Council records show the Lawrence Guyot Way Designation Act of 2014 was sent to Mayor Vincent Gray’s office on Dec. 9. He signed the measure last week. It now moves to Congress for a 30-day period of review.

In an email, Gray spokeswoman Doxie McCoy said he was “pleased to sign the bill in honor of a man who fought for freedom, self-determination and democracy for the residents of the District of Columbia and disenfranchised people all over.”

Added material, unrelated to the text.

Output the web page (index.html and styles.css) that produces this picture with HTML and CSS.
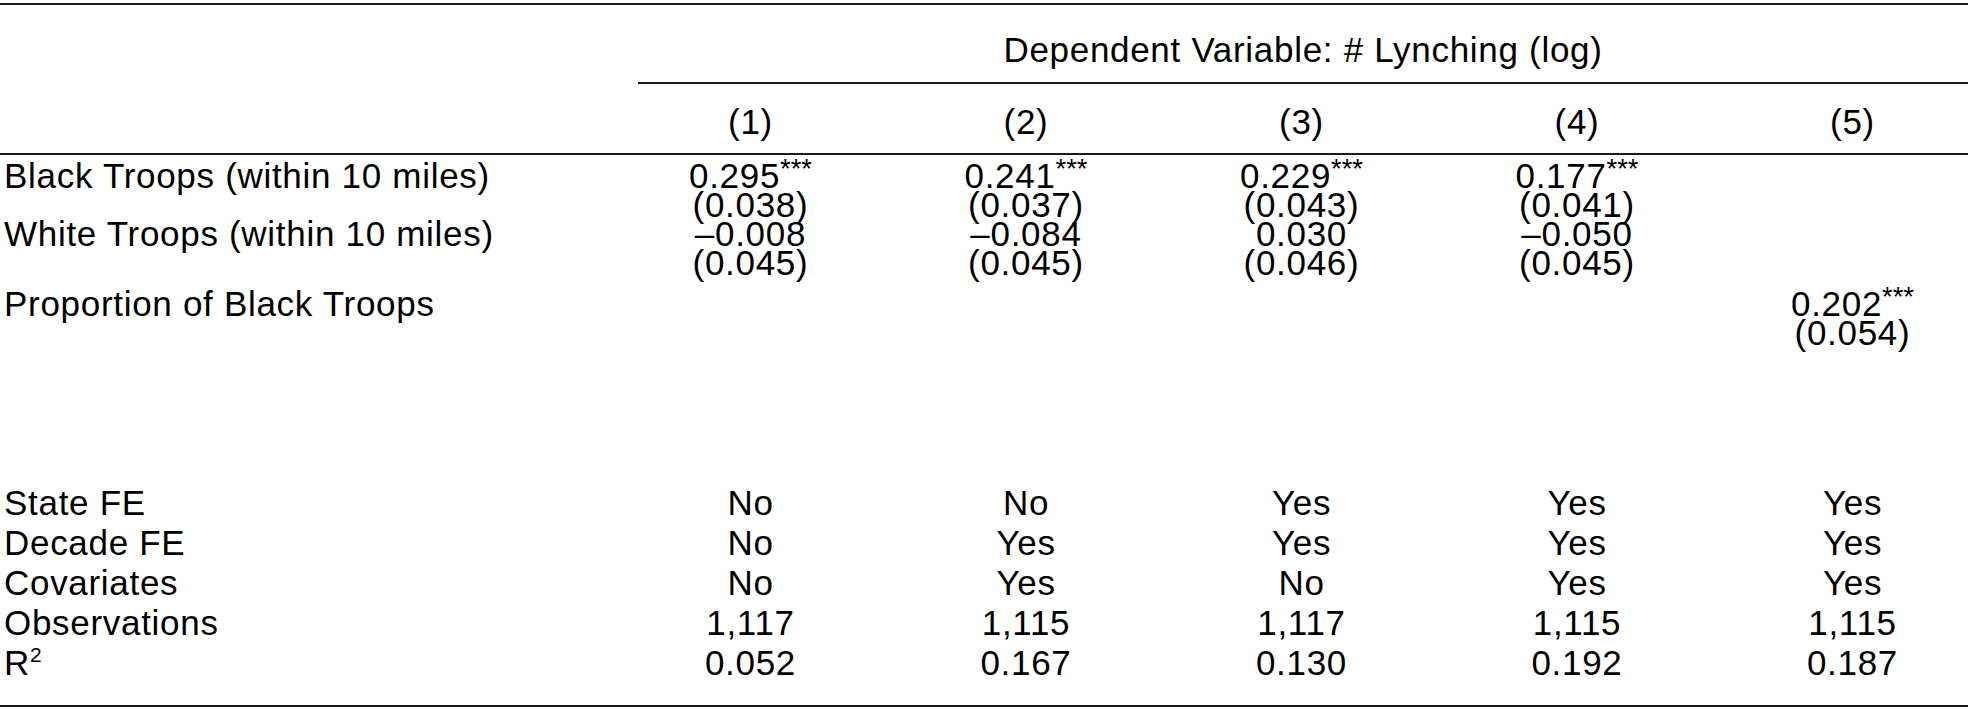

Guyot-Diangone said her family moved to the brownstone in the 500 block of U Street in 1981, several years after the elder Guyots moved to the District after her father graduated from Rutgers Law School. Guyot worked for Pride Inc. and then in the administration of Mayor Marion Barry, whom he had met on the civil rights trail in the Deep South. Barry, a lifelong friend, died exactly two years to the day after Guyot on Nov. 23, 2014.